-------- INFORMATION SHOWN

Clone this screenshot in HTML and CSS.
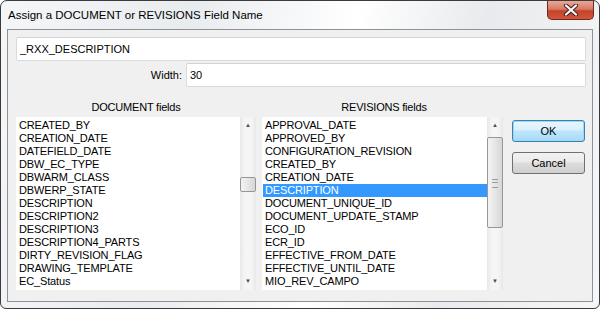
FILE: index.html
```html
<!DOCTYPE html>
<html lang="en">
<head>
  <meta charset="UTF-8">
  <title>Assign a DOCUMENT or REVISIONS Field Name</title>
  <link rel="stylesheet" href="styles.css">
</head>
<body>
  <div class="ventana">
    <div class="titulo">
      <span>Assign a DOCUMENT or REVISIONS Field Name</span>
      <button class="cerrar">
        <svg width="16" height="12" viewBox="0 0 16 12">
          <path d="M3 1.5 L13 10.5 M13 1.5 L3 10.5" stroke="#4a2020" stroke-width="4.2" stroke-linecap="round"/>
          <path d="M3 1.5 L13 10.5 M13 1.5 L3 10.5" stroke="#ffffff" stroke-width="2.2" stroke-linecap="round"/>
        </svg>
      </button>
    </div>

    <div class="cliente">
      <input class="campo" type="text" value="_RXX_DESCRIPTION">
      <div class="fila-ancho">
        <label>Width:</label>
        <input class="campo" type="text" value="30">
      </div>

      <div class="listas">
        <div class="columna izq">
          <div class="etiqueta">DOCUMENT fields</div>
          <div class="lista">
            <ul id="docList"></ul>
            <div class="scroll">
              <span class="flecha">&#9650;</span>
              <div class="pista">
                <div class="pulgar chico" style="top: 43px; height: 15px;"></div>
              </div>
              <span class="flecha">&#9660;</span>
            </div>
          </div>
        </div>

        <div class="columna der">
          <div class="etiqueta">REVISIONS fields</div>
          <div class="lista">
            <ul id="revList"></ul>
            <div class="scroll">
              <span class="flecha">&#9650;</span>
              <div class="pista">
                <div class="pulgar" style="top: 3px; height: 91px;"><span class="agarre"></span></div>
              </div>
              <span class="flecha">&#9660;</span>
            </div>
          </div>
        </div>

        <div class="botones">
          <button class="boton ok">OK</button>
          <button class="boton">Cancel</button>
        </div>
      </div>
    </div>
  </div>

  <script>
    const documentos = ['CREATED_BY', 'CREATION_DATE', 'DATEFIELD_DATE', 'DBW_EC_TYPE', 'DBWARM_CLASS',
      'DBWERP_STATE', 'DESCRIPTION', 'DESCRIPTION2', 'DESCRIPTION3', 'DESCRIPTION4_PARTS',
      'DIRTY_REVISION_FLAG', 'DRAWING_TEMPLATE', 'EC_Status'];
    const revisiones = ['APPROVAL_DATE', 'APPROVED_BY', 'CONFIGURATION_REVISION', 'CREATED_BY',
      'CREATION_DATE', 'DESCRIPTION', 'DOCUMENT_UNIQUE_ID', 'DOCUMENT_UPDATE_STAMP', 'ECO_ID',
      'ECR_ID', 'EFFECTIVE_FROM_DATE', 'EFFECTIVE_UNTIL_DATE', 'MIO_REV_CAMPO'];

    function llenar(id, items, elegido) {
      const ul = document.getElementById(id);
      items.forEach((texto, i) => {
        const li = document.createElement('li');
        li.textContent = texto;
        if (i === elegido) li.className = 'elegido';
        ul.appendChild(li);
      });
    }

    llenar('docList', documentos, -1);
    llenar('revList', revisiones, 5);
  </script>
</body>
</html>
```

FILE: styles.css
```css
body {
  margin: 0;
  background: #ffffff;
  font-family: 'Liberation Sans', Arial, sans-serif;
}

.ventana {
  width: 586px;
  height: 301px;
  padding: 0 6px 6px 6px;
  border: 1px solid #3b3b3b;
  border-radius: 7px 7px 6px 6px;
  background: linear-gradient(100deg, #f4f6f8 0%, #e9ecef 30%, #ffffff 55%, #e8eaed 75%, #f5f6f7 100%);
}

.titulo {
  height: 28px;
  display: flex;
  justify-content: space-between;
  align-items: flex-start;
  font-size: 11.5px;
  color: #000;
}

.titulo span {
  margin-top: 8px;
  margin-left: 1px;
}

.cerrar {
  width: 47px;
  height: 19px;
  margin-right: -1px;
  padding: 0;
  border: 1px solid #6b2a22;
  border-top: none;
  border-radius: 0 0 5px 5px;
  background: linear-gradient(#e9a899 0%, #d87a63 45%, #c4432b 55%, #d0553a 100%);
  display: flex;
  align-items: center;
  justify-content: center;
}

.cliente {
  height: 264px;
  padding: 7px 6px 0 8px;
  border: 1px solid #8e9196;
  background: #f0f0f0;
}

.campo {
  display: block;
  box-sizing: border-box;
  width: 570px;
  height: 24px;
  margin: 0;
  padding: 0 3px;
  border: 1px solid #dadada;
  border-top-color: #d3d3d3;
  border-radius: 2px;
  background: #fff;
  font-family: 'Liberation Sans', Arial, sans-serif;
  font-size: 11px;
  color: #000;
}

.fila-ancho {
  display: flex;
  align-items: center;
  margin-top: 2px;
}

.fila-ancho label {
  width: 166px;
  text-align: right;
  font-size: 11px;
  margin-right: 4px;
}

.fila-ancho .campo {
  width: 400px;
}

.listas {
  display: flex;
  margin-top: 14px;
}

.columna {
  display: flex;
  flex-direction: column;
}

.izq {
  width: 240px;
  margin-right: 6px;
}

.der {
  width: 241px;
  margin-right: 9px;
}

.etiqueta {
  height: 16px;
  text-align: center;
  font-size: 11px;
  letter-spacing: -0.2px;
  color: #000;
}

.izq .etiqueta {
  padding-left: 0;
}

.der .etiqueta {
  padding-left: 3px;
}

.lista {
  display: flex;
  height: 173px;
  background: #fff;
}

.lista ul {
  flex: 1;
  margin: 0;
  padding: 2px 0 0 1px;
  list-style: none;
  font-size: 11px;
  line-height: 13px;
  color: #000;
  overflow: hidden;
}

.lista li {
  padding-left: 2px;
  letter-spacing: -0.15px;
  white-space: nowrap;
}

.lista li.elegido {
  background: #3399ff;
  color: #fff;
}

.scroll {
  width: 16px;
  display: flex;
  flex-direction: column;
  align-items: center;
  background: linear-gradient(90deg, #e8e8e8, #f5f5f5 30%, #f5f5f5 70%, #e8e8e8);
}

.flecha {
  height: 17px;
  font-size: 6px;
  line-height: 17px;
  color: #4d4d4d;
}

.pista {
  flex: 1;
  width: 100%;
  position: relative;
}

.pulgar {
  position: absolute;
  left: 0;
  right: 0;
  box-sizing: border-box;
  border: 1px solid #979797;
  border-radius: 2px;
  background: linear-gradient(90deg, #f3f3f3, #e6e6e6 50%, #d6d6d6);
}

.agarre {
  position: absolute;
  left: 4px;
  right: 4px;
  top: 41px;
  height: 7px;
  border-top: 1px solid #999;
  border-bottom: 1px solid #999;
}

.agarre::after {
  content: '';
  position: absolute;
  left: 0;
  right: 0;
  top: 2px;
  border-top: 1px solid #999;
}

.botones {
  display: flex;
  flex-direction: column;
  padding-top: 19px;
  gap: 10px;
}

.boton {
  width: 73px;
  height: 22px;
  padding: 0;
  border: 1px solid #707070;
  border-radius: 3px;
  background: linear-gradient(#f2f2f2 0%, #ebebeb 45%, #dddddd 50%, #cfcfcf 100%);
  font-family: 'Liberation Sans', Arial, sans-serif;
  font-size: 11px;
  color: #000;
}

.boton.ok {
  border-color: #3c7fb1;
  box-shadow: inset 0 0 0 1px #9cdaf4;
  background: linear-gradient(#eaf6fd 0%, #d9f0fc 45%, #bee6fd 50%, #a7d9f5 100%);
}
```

----------------

Are you able to set down all the lines above exactly, without any pictures?

## TASK ANSWER
Clone this screenshot in HTML and CSS.
FILE: index.html
```html
<!DOCTYPE html>
<html lang="en">
<head>
  <meta charset="UTF-8">
  <title>Assign a DOCUMENT or REVISIONS Field Name</title>
  <link rel="stylesheet" href="styles.css">
</head>
<body>
  <div class="ventana">
    <div class="titulo">
      <span>Assign a DOCUMENT or REVISIONS Field Name</span>
      <button class="cerrar">
        <svg width="16" height="12" viewBox="0 0 16 12">
          <path d="M3 1.5 L13 10.5 M13 1.5 L3 10.5" stroke="#4a2020" stroke-width="4.2" stroke-linecap="round"/>
          <path d="M3 1.5 L13 10.5 M13 1.5 L3 10.5" stroke="#ffffff" stroke-width="2.2" stroke-linecap="round"/>
        </svg>
      </button>
    </div>

    <div class="cliente">
      <input class="campo" type="text" value="_RXX_DESCRIPTION">
      <div class="fila-ancho">
        <label>Width:</label>
        <input class="campo" type="text" value="30">
      </div>

      <div class="listas">
        <div class="columna izq">
          <div class="etiqueta">DOCUMENT fields</div>
          <div class="lista">
            <ul id="docList"></ul>
            <div class="scroll">
              <span class="flecha">&#9650;</span>
              <div class="pista">
                <div class="pulgar chico" style="top: 43px; height: 15px;"></div>
              </div>
              <span class="flecha">&#9660;</span>
            </div>
          </div>
        </div>

        <div class="columna der">
          <div class="etiqueta">REVISIONS fields</div>
          <div class="lista">
            <ul id="revList"></ul>
            <div class="scroll">
              <span class="flecha">&#9650;</span>
              <div class="pista">
                <div class="pulgar" style="top: 3px; height: 91px;"><span class="agarre"></span></div>
              </div>
              <span class="flecha">&#9660;</span>
            </div>
          </div>
        </div>

        <div class="botones">
          <button class="boton ok">OK</button>
          <button class="boton">Cancel</button>
        </div>
      </div>
    </div>
  </div>

  <script>
    const documentos = ['CREATED_BY', 'CREATION_DATE', 'DATEFIELD_DATE', 'DBW_EC_TYPE', 'DBWARM_CLASS',
      'DBWERP_STATE', 'DESCRIPTION', 'DESCRIPTION2', 'DESCRIPTION3', 'DESCRIPTION4_PARTS',
      'DIRTY_REVISION_FLAG', 'DRAWING_TEMPLATE', 'EC_Status'];
    const revisiones = ['APPROVAL_DATE', 'APPROVED_BY', 'CONFIGURATION_REVISION', 'CREATED_BY',
      'CREATION_DATE', 'DESCRIPTION', 'DOCUMENT_UNIQUE_ID', 'DOCUMENT_UPDATE_STAMP', 'ECO_ID',
      'ECR_ID', 'EFFECTIVE_FROM_DATE', 'EFFECTIVE_UNTIL_DATE', 'MIO_REV_CAMPO'];

    function llenar(id, items, elegido) {
      const ul = document.getElementById(id);
      items.forEach((texto, i) => {
        const li = document.createElement('li');
        li.textContent = texto;
        if (i === elegido) li.className = 'elegido';
        ul.appendChild(li);
      });
    }

    llenar('docList', documentos, -1);
    llenar('revList', revisiones, 5);
  </script>
</body>
</html>
```

FILE: styles.css
```css
body {
  margin: 0;
  background: #ffffff;
  font-family: 'Liberation Sans', Arial, sans-serif;
}

.ventana {
  width: 586px;
  height: 301px;
  padding: 0 6px 6px 6px;
  border: 1px solid #3b3b3b;
  border-radius: 7px 7px 6px 6px;
  background: linear-gradient(100deg, #f4f6f8 0%, #e9ecef 30%, #ffffff 55%, #e8eaed 75%, #f5f6f7 100%);
}

.titulo {
  height: 28px;
  display: flex;
  justify-content: space-between;
  align-items: flex-start;
  font-size: 11.5px;
  color: #000;
}

.titulo span {
  margin-top: 8px;
  margin-left: 1px;
}

.cerrar {
  width: 47px;
  height: 19px;
  margin-right: -1px;
  padding: 0;
  border: 1px solid #6b2a22;
  border-top: none;
  border-radius: 0 0 5px 5px;
  background: linear-gradient(#e9a899 0%, #d87a63 45%, #c4432b 55%, #d0553a 100%);
  display: flex;
  align-items: center;
  justify-content: center;
}

.cliente {
  height: 264px;
  padding: 7px 6px 0 8px;
  border: 1px solid #8e9196;
  background: #f0f0f0;
}

.campo {
  display: block;
  box-sizing: border-box;
  width: 570px;
  height: 24px;
  margin: 0;
  padding: 0 3px;
  border: 1px solid #dadada;
  border-top-color: #d3d3d3;
  border-radius: 2px;
  background: #fff;
  font-family: 'Liberation Sans', Arial, sans-serif;
  font-size: 11px;
  color: #000;
}

.fila-ancho {
  display: flex;
  align-items: center;
  margin-top: 2px;
}

.fila-ancho label {
  width: 166px;
  text-align: right;
  font-size: 11px;
  margin-right: 4px;
}

.fila-ancho .campo {
  width: 400px;
}

.listas {
  display: flex;
  margin-top: 14px;
}

.columna {
  display: flex;
  flex-direction: column;
}

.izq {
  width: 240px;
  margin-right: 6px;
}

.der {
  width: 241px;
  margin-right: 9px;
}

.etiqueta {
  height: 16px;
  text-align: center;
  font-size: 11px;
  letter-spacing: -0.2px;
  color: #000;
}

.izq .etiqueta {
  padding-left: 0;
}

.der .etiqueta {
  padding-left: 3px;
}

.lista {
  display: flex;
  height: 173px;
  background: #fff;
}

.lista ul {
  flex: 1;
  margin: 0;
  padding: 2px 0 0 1px;
  list-style: none;
  font-size: 11px;
  line-height: 13px;
  color: #000;
  overflow: hidden;
}

.lista li {
  padding-left: 2px;
  letter-spacing: -0.15px;
  white-space: nowrap;
}

.lista li.elegido {
  background: #3399ff;
  color: #fff;
}

.scroll {
  width: 16px;
  display: flex;
  flex-direction: column;
  align-items: center;
  background: linear-gradient(90deg, #e8e8e8, #f5f5f5 30%, #f5f5f5 70%, #e8e8e8);
}

.flecha {
  height: 17px;
  font-size: 6px;
  line-height: 17px;
  color: #4d4d4d;
}

.pista {
  flex: 1;
  width: 100%;
  position: relative;
}

.pulgar {
  position: absolute;
  left: 0;
  right: 0;
  box-sizing: border-box;
  border: 1px solid #979797;
  border-radius: 2px;
  background: linear-gradient(90deg, #f3f3f3, #e6e6e6 50%, #d6d6d6);
}

.agarre {
  position: absolute;
  left: 4px;
  right: 4px;
  top: 41px;
  height: 7px;
  border-top: 1px solid #999;
  border-bottom: 1px solid #999;
}

.agarre::after {
  content: '';
  position: absolute;
  left: 0;
  right: 0;
  top: 2px;
  border-top: 1px solid #999;
}

.botones {
  display: flex;
  flex-direction: column;
  padding-top: 19px;
  gap: 10px;
}

.boton {
  width: 73px;
  height: 22px;
  padding: 0;
  border: 1px solid #707070;
  border-radius: 3px;
  background: linear-gradient(#f2f2f2 0%, #ebebeb 45%, #dddddd 50%, #cfcfcf 100%);
  font-family: 'Liberation Sans', Arial, sans-serif;
  font-size: 11px;
  color: #000;
}

.boton.ok {
  border-color: #3c7fb1;
  box-shadow: inset 0 0 0 1px #9cdaf4;
  background: linear-gradient(#eaf6fd 0%, #d9f0fc 45%, #bee6fd 50%, #a7d9f5 100%);
}
```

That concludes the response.